A similar narrative is presently unfolding with right-hander Jeurys Familia, who despite holding an ERA north of seven, has faced nearly a third (32.8%) of his batters in high-leverage situations. It’s convenient to blame Callaway for making the decisions sight-on-scene, but let’s remember that this same manager seemingly had no idea that Familia had been placed on the injured list the moment it was announced.

Between the team’s present futility and the unsolicited clubhouse fight, the circus has gone from tired to unbearable rather abruptly. But make no mistake: this form of meat-shielding has been more prevalent with Callaway – someone who has never managed, much less worked in New York – than most would admit. Callaway’s postgame responses, as befuddling as they are, only offer a more transparent look into what has held this team back through the years.

When Callaway is inevitably let go, whenever that day may be, he won’t leave the way Mike Matheny left St. Louis, nor when Don Mattingly left the Dodgers. The Mets will not magically transform into a winner, whether they appoint Riggleman, Luis Rojas, Phil Regan, Terry Collins, David Wright, or even Wally Backman (because fans are still talking about this).

Say what you must about Mickey being the team’s worst manager since Art Howe (a reactionary and unfair stance in itself), there likely won’t be a rainbow at the end of this storm. The organization took a smart, respected pitching coach, brought him to a team that needed its pitching revived after 2017, got off to one of its most exciting starts ever, and immediately exploited his inexperience.

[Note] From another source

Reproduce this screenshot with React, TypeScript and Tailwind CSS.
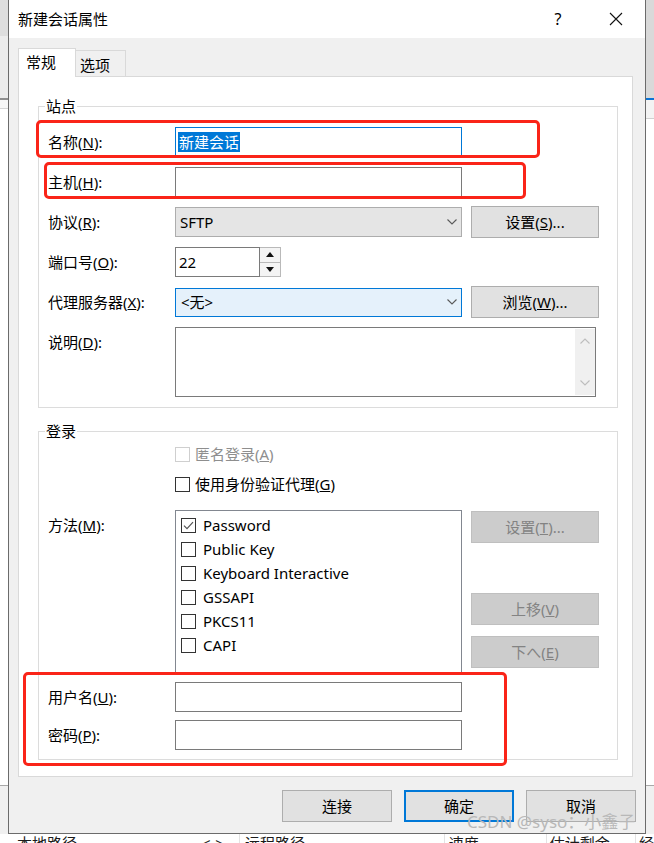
import React from 'react';

type Kids = { children?: React.ReactNode };

function Chevron({ color = '#5a5a5a', up = false }: { color?: string; up?: boolean }) {
  return (
    <svg width="10" height="6" viewBox="0 0 10 6">
      <path d={up ? 'M0.5 5.5 L5 1 L9.5 5.5' : 'M0.5 0.5 L5 5 L9.5 0.5'} fill="none" stroke={color} strokeWidth="1.1" />
    </svg>
  );
}

function Tri({ up }: { up?: boolean }) {
  return (
    <svg width="8" height="5" viewBox="0 0 8 5">
      <path d={up ? 'M0 5 L4 0 L8 5 Z' : 'M0 0 L4 5 L8 0 Z'} fill="#111" />
    </svg>
  );
}

function Box({ checked, disabled }: { checked?: boolean; disabled?: boolean }) {
  return (
    <span
      className={
        disabled
          ? 'flex h-[15px] w-[15px] shrink-0 items-center justify-center border border-[#cfcfcf] bg-white'
          : 'flex h-[15px] w-[15px] shrink-0 items-center justify-center border border-[#333333] bg-white'
      }
    >
      {checked && (
        <svg width="11" height="9" viewBox="0 0 11 9">
          <path d="M1 4.6 L4 7.6 L10 1.2" fill="none" stroke="#555" strokeWidth="1.2" />
        </svg>
      )}
    </span>
  );
}

function Btn({ children, disabled, className = '' }: Kids & { disabled?: boolean; className?: string }) {
  return (
    <div
      className={
        (disabled
          ? 'flex h-[32px] w-[128px] items-center justify-center border border-[#bfbfbf] bg-[#cccccc] text-[#838383] '
          : 'flex h-[32px] w-[128px] items-center justify-center border border-[#adadad] bg-[#e1e1e1] ') + className
      }
    >
      {children}
    </div>
  );
}

function Row({ label, children, className = '' }: Kids & { label: React.ReactNode; className?: string }) {
  return (
    <div className={'flex h-[30px] items-center ' + className}>
      <div className="w-[136px] pl-[9px]">{label}</div>
      {children}
    </div>
  );
}

function TextInput() {
  return <div className="h-[30px] w-[287px] border border-[#7a7a7a] bg-white" />;
}

function LeftStrip() {
  return (
    <div className="flex w-[8px] flex-col">
      <div className="h-[36px] bg-[#dedede]" />
      <div className="h-[62px] bg-[#ececec]" />
      <div className="h-[2px] bg-[#8f8f8f]" />
      <div className="h-[8px] bg-[#f7f7f7]" />
      <div className="h-px bg-[#d5d5d5]" />
      <div className="flex-1 bg-white" />
      <div className="h-px bg-[#a8a8a8]" />
      <div className="h-[48px] bg-[#f0f0f0]" />
    </div>
  );
}

function RightStrip() {
  return (
    <div className="flex w-[8px] flex-col">
      <div className="h-[98px] bg-[#d9d9d9]" />
      <div className="h-[2px] bg-[#0a74d6]" />
      <div className="h-[18px] bg-[#f3f3f3]" />
      <div className="h-px bg-[#d0d0d0]" />
      <div className="flex-1 bg-white" />
      <div className="h-px bg-[#a8a8a8]" />
      <div className="h-[48px] bg-[#f0f0f0]" />
    </div>
  );
}

const methods = ['Password', 'Public Key', 'Keyboard Interactive', 'GSSAPI', 'PKCS11', 'CAPI'];

function Dialog() {
  return (
    <div className="flex w-[638px] flex-col border-x border-b border-[#6b6b6b] bg-[#f0f0f0]">
      {/* title bar */}
      <div className="flex h-[38px] items-center bg-white pl-[9px]">
        <span>新建会话属性</span>
        <span className="ml-auto flex w-[58px] justify-center text-[16px]">?</span>
        <span className="flex w-[58px] justify-center">
          <svg width="14" height="14" viewBox="0 0 14 14">
            <path d="M1 1 L13 13 M13 1 L1 13" stroke="#111" strokeWidth="1.1" />
          </svg>
        </span>
      </div>

      {/* tabs */}
      <div className="flex h-[38px] items-end pl-[9px]">
        <div className="relative z-10 -mb-px h-[29px] w-[58px] border-x border-t border-[#d9d9d9] bg-white pl-[7px] pt-[3px]">
          常规
        </div>
        <div className="h-[26px] w-[50px] border-r border-t border-[#d9d9d9] bg-[#f0f0f0] pl-[4px] pt-[4px]">选项</div>
      </div>

      {/* panel */}
      <div className="ml-[9px] h-[701px] w-[615px] border border-[#d9d9d9] bg-white pl-[19px] pt-[20px]">
        <fieldset className="w-[580px] border border-[#dcdcdc] pb-[10px]">
          <legend className="ml-[6px] px-px leading-[18px]">站点</legend>
          <div className="flex flex-col gap-[10px] pt-[12px]">
            <Row label={<>名称(<u>N</u>):</>}>
              <div className="flex h-[30px] w-[287px] items-center border border-[#0078d7] bg-white pl-[2px]">
                <span className="bg-[#0078d7] px-px text-white">新建会话</span>
              </div>
            </Row>
            <Row label={<>主机(<u>H</u>):</>}>
              <TextInput />
            </Row>
            <Row label={<>协议(<u>R</u>):</>}>
              <div className="flex h-[30px] w-[287px] items-center border border-[#adadad] bg-[#e5e5e5] pl-[4px] pr-[4px]">
                <span>SFTP</span>
                <span className="ml-auto flex">
                  <Chevron />
                </span>
              </div>
              <Btn className="ml-[9px]">
                设置(<u>S</u>)...
              </Btn>
            </Row>
            <Row label={<>端口号(<u>O</u>):</>}>
              <div className="flex h-[30px] w-[106px]">
                <div className="flex w-[85px] items-center border border-[#7a7a7a] bg-white pl-[3px]">22</div>
                <div className="flex w-[21px] flex-col border-y border-r border-[#b9b9b9] bg-[#f4f4f4]">
                  <div className="flex flex-1 items-center justify-center border-b border-[#b9b9b9]">
                    <Tri up />
                  </div>
                  <div className="flex flex-1 items-center justify-center">
                    <Tri />
                  </div>
                </div>
              </div>
            </Row>
            <Row label={<>代理服务器(<u>X</u>):</>}>
              <div className="flex h-[29px] w-[287px] items-center border border-[#0078d7] bg-[#e5f1fb] pl-[5px] pr-[4px]">
                <span>&lt;无&gt;</span>
                <span className="ml-auto flex">
                  <Chevron />
                </span>
              </div>
              <Btn className="ml-[9px]">
                浏览(<u>W</u>)...
              </Btn>
            </Row>
            <div className="flex h-[70px] items-start">
              <div className="flex h-[30px] w-[136px] items-center pl-[9px]">
                说明(<u>D</u>):
              </div>
              <div className="flex h-[70px] w-[421px] justify-end border border-[#7a7a7a] bg-white py-px">
                <div className="flex w-[20px] flex-col items-center justify-between bg-[#f0f0f0] py-[9px]">
                  <Chevron color="#bdbdbd" up />
                  <Chevron color="#bdbdbd" />
                </div>
              </div>
            </div>
          </div>
        </fieldset>

        <fieldset className="mt-[14px] w-[580px] border border-[#dcdcdc] pb-[9px]">
          <legend className="ml-[6px] px-px leading-[18px]">登录</legend>
          <div className="flex flex-col pt-[2px]">
            <div className="flex h-[24px] items-center pl-[136px]">
              <Box disabled />
              <span className="ml-[5px] text-[#8e8e8e]">
                匿名登录(<u>A</u>)
              </span>
            </div>
            <div className="mt-[6px] flex h-[24px] items-center pl-[136px]">
              <Box />
              <span className="ml-[5px]">
                使用身份验证代理(<u>G</u>)
              </span>
            </div>
            <div className="mt-[14px] flex h-[163px] items-start">
              <div className="flex h-[30px] w-[136px] items-center pl-[9px]">
                方法(<u>M</u>):
              </div>
              <div className="h-[163px] w-[287px] border border-[#828790] bg-white pl-[5px] pt-[2px]">
                {methods.map((m, i) => (
                  <div key={m} className="flex h-[24px] items-center gap-[7px]">
                    <Box checked={i === 0} />
                    <span>{m}</span>
                  </div>
                ))}
              </div>
              <div className="ml-[9px] flex flex-col pt-px">
                <Btn disabled>
                  设置(<u>T</u>)...
                </Btn>
                <Btn disabled className="mt-[50px]">
                  上移(<u>V</u>)
                </Btn>
                <Btn disabled className="mt-[11px]">
                  下へ(<u>E</u>)
                </Btn>
              </div>
            </div>
            <Row className="mt-[9px]" label={<>用户名(<u>U</u>):</>}>
              <TextInput />
            </Row>
            <Row className="mt-[8px]" label={<>密码(<u>P</u>):</>}>
              <TextInput />
            </Row>
          </div>
        </fieldset>
      </div>

      {/* dialog buttons */}
      <div className="mt-[13px] flex justify-end gap-[12px] pr-[9px]">
        <div className="flex h-[32px] w-[110px] items-center justify-center border border-[#adadad] bg-[#e1e1e1]">连接</div>
        <div className="flex h-[32px] w-[110px] items-center justify-center border-2 border-[#0078d7] bg-[#e1e1e1]">确定</div>
        <div className="flex h-[32px] w-[110px] items-center justify-center border border-[#adadad] bg-[#e1e1e1]">取消</div>
      </div>
    </div>
  );
}

function HeaderRow() {
  return (
    <div className="flex h-[9px] overflow-hidden bg-white leading-[15px] text-[#1a1a1a]">
      <div className="flex w-[241px] pl-[17px] pr-[15px] pt-[2px]">
        <span>本地路径</span>
        <span className="ml-auto">&lt;-&gt;</span>
      </div>
      <div className="w-[207px] border-l border-[#e3e3e3] pl-[5px] pt-[2px]">远程路径</div>
      <div className="w-[103px] border-l border-[#e3e3e3] pl-[4px] pt-[2px]">速度</div>
      <div className="w-[90px] border-l border-[#e3e3e3] pl-[3px] pt-[2px]">估计剩余...</div>
      <div className="flex-1 border-l border-[#e3e3e3] pl-[3px] pt-[2px]">经</div>
    </div>
  );
}

export default function App() {
  return (
    <div className="relative flex h-[843px] w-[654px] flex-col overflow-hidden bg-white font-['Noto_Sans','Noto_Sans_CJK_SC',sans-serif] text-[15px] leading-[20px] text-black">
      <div className="flex h-[834px]">
        <LeftStrip />
        <Dialog />
        <RightStrip />
      </div>
      <HeaderRow />

      {/* red annotation frames */}
      <div className="pointer-events-none absolute left-[36px] top-[120px] h-[38px] w-[504px] rounded-[5px] border-[3px] border-[#fa2418]" />
      <div className="pointer-events-none absolute left-[44px] top-[162px] h-[37px] w-[482px] rounded-[5px] border-[3px] border-[#fa2418]" />
      <div className="pointer-events-none absolute left-[23px] top-[672px] h-[94px] w-[484px] rounded-[5px] border-[3px] border-[#fa2418]" />

      {/* watermark */}
      <div className="pointer-events-none absolute left-[467px] top-[811px] text-[17px] leading-[22px] text-[#b8b8b8]">
        CSDN @syso：小鑫子
      </div>
    </div>
  );
}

The lack of communication, continued mismanagement of injuries, and frequent, somewhat arrogant inability to make adjustments has dampened 2019 just as it has all the way back to those final seasons at Shea Stadium. It’s one of the few areas in which this franchise has been consistent, and it should come as no surprise to any fan of this team when Callaway, wherever he lands next, enjoys success again – be it as a pitching coach or manager.  Feeding Callaway to the wolves, whatever it “shakes up,” is a short-term benefit against a current of incompetence.